Marilena che era a qualche passo dal letto della figlia attorniata dai medici ne incontrò lo sguardo proprio quando l’altro figlio le faceva quella richiesta. Lucia allungò semplicemente entrambe le mani verso di lei, neanche avesse sentito lei stessa le parole del fratello. La donna non perse tempo avvicinandosi a lei per sistemarle vicino l’orecchio il cellulare.
- "I…Idiota."
- "..."
Era la sua voce, non poteva sbagliarsi, avevano vissuto tutta la vita l’uno al fianco dell’altra odiandosi e amandosi, avevano condiviso persino il ventre della loro madre prima di nascere.
-"V…Vieni?"
Era lei, la sua parte buona. Sua sorella, era tornata, era davvero tornata. Felice come un pazzo annuì fra le lacrime, ridendo.

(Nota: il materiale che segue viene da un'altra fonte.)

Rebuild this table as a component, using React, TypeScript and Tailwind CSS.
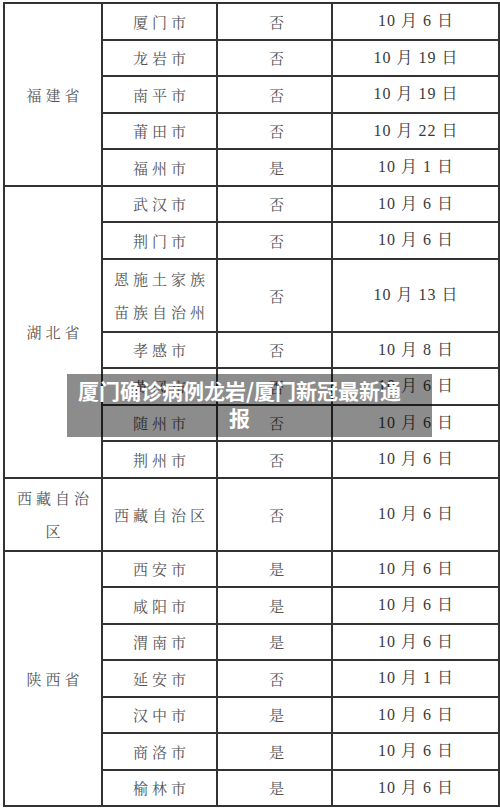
import React from "react";

type Row = {
  province?: { name: React.ReactNode; span: number };
  city: React.ReactNode;
  units?: number;
  local: string;
  day: number;
};

const rows: Row[] = [
  { province: { name: "福建省", span: 5 }, city: "厦门市", local: "否", day: 6 },
  { city: "龙岩市", local: "否", day: 19 },
  { city: "南平市", local: "否", day: 19 },
  { city: "莆田市", local: "否", day: 22 },
  { city: "福州市", local: "是", day: 1 },
  { province: { name: "湖北省", span: 7 }, city: "武汉市", local: "否", day: 6 },
  { city: "荆门市", local: "否", day: 6 },
  { city: <>恩施土家族<br />苗族自治州</>, units: 2, local: "否", day: 13 },
  { city: "孝感市", local: "否", day: 8 },
  { city: "黄冈市", local: "否", day: 6 },
  { city: "随州市", local: "否", day: 6 },
  { city: "荆州市", local: "否", day: 6 },
  { province: { name: <>西藏自治<br />区</>, span: 1 }, city: "西藏自治区", units: 2, local: "否", day: 6 },
  { province: { name: "陕西省", span: 7 }, city: "西安市", local: "是", day: 6 },
  { city: "咸阳市", local: "是", day: 6 },
  { city: "渭南市", local: "是", day: 6 },
  { city: "延安市", local: "否", day: 1 },
  { city: "汉中市", local: "是", day: 6 },
  { city: "商洛市", local: "是", day: 6 },
  { city: "榆林市", local: "是", day: 6 },
];

const cell = "border-2 border-[#333] text-center align-middle p-0";
const cjk =
  "font-['Noto_Serif_CJK_SC','Noto_Sans_CJK_SC',serif] text-[15px] leading-[33px] tracking-[4px] pl-[4px] text-[#555]";
const date =
  "font-['Liberation_Serif','Noto_Serif_CJK_SC','Noto_Sans_CJK_SC',serif] text-[16px] tracking-[1px] pl-[1px] text-[#3a3a3a]";

export default function App() {
  return (
    <div className="relative w-[500px] h-[811px] bg-white overflow-hidden">
      <div className="pt-[2px] pl-[3px]">
        <table className="table-fixed border-collapse w-[495px]">
          <colgroup>
            <col className="w-[98px]" />
            <col className="w-[115px]" />
            <col className="w-[115px]" />
            <col className="w-[167px]" />
          </colgroup>
          <tbody>
            {rows.map((r, i) => (
              <tr key={i} className={r.units === 2 ? "h-[73px]" : "h-[36.5px]"}>
                {r.province && (
                  <td rowSpan={r.province.span} className={`${cell} ${cjk}`}>
                    {r.province.name}
                  </td>
                )}
                <td className={`${cell} ${cjk}`}>{r.city}</td>
                <td className={`${cell} ${cjk} tracking-normal pl-0`}>{r.local}</td>
                <td className={`${cell} ${date}`}>
                  10 月 {r.day} 日
                </td>
              </tr>
            ))}
          </tbody>
        </table>
      </div>

      {/* caption over the table */}
      <div className="absolute left-[67px] top-[374px] w-[365px] h-[63px] bg-black/45 pl-[6px] pr-[26px] pt-[3px] text-center">
        <p className="font-['Noto_Sans_CJK_SC',sans-serif] font-bold text-[21px] leading-[27px] text-white">
          厦门确诊病例龙岩/厦门新冠最新通报
        </p>
      </div>
    </div>
  );
}
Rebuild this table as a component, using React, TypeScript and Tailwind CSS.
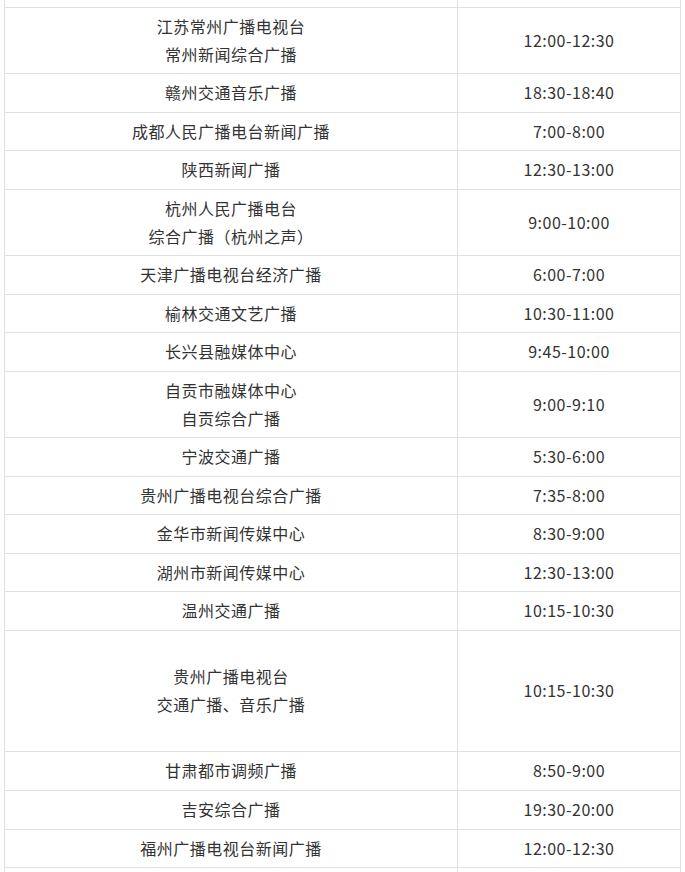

- "Certo che vengo, mi faccio a nuoto il Tevere e vengo, Lu'. Non te ne andare, aspettami eh?"
- "Cre…tino."
Mentre lei parlava lui stava già correndo verso l’isola Tiberina dove si trovava l’ospedale, passò senza neanche accorgersene sotto quel maledetto ponte Amedeo, con il cuore leggero.
Stava per dirle altro, ma i medici allontanarono sua madre con un ammonimento, c’erano controlli da fare, esami da programmare per quella vita riconquistata.
Non disse altro lui, chiuse la chiamata.
Potevano farle tutti gli esami di questo mondo, sua sorella era tornata e l’incubo iniziato due mesi prima su quel dannato ponte era finito, il Destino non aveva vinto.
Il cellulare finì in tasca, e le cuffiette tornarono al loro posto nelle sue orecchie, con un sorriso pigiò su
play:
I wake up to the sound of music, Mother Mary cames to me, speaking words of wisdom… Let It Be.